Difetto di fabbricazione
Partiva senza dubbio con l’handicap, il remake/reboot de La bambola assassina. Questo perché l’intera saga horror dedicata all’ormai leggendario Chucky, nonostante qualche capitolo ampiamente rivedibile, è stata sviscerata in ogni suo aspetto. Dalla serie B di lusso alla commedia dark, dal film iper-citazionista alla parodia più smaccata. Con un occhio persino al genere queer, soprattutto da quando lo sceneggiatore originario Don Mancini ha preso il comando delle operazioni. Pare allora cosa quantomai opportuna premettere che la necessità di confrontare particolare per particolare la versione 2.1 con quella girata nel 1988 possa risultare gesto del tutto superfluo, buono solo ad appagare le varie curiosità degli irriducibili fans della serie. Diremmo solo che, ne La bambola assassina di oggi, non vi è alcuna possessione diabolica del feticcio di plastica. In luogo del serial killer Charles Lee Ray (nome originato dalla fusione tra Charles Manson, Lee Harvey Oswald e James Earl Ray, tre tipi sinistri che non hanno bisogno di molte presentazioni) troviamo un bambolotto robotico di ultimissima generazione commercializzato come Buddi, del quale un esemplare viene sabotato in sede di fabbricazione – da operai prevedibilmente sottopagati in Vietnam! – per mano di un dipendente appena vessato, licenziato e subito dopo suicida. L’illusione di una lettura da sinistra di un possibile “compagno Chucky”, in verità si esaurisce in tale prologo, mentre rimangono più o meno consistenti tutte le istanze contro il consumismo sfrenato, quello che spaccia il nuovo Chucky come l’amico fedele “di cui tutti i bambini hanno bisogno“, come racconta l’azzimato l’A.D. della ditta che lo produce nello spot che ricorre nel film. Ne fa le spese un ragazzino di nome Andy Barclay – il nome è lo stesso dell’originale – che riceve la versione manomessa come regalo dalla mamma. Non più angelica e salvifica come la Catherine Hicks del classico firmato a suo tempo da Tom Holland ma anzi sessualmente attiva con il suo nuovo compagno, peraltro sposato con prole. Quindi famiglie sbalestrate dove, come regola di genere insegna, il male si può inserire con maggiore facilità.

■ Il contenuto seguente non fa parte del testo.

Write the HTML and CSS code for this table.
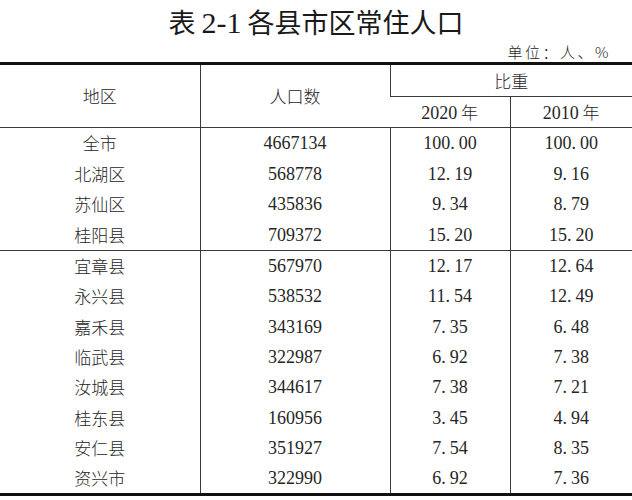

Il genere, appunto. Perché La bambola assassina 2019 altro non è che una furba cavalcata su tutto quanto accaduto nell’ambito del cinema di riferimento in questo trentennio intercorso. La nuova prospettiva narrativa di partenza rappresenta quasi una genuflessione al George A. Romero “no zombie”, con un riferimento ben preciso a Monkey Shines, guarda caso realizzato nello stesso anno del film primigenio – il 1988 – nonché prodotto dalla gloriosa Orion, che mette il sigillo anche su La bambola assassina contemporanea. Basta sostituire Chucky alla scimmietta Ella come catalizzatore ed esecutore degli istinti negativi di chi lo possiede. Con il piccolo Andy che, analogamente al protagonista di Monkey Shines, è gravato di un handicap fisico, nella fattispecie seri problemi uditivi. Insomma Lars Klevberg – regista norvegese trapiantato in U.S.A. che si conferma un modesto mestierante beneficiato dall’immeritato successo di Polaroid, corto poi trasformato in lungometraggio – e lo sceneggiatore Tyler Burton Smith appaiono come due clienti da supermercato ai quali è stato regalato un ingente buon spesa: arraffano simbolicamente dagli scaffali del cinema post-post-moderno senza badare troppo alla qualità del prodotto. Strizzando l’occhio tanto ai fan dell’antico Chucky – per l’occasione dai lineamenti sin troppo umani – che a quelli di Stranger Things, con un gruppo di adolescenti pronti all’inevitabile scontro con il robottino fuori di testa. Ma anche agli innocui horror contemporanei. Momenti riusciti, come la sequenza pre-finale ambientata all’interno del grande magazzino in cui si vendono i modelli di Buddi e dove lavora la madre di Andy, si alternano allora a sequenze decisamente non necessarie, tipo le parentesi a casa del poliziotto afroamericano vicino di casa, di una comicità assai discutibile tesa a scimmiottare il mix di umori marchio di fabbrica del cinema di Jordan Peele. Perché a venir a mancare, alla fine della fiera, è proprio l’unico ingrediente che non è possibile acquistare, ossia l’incomparabile innocenza verso il genere di un prodotto genuinamente anni ottanta.
Ne La bambola assassina 2019 c’è la consapevolezza di un’operazione meramente antologica mirata a finalità da botteghino. Nulla di male, ma se ne poteva fare tranquillamente a meno.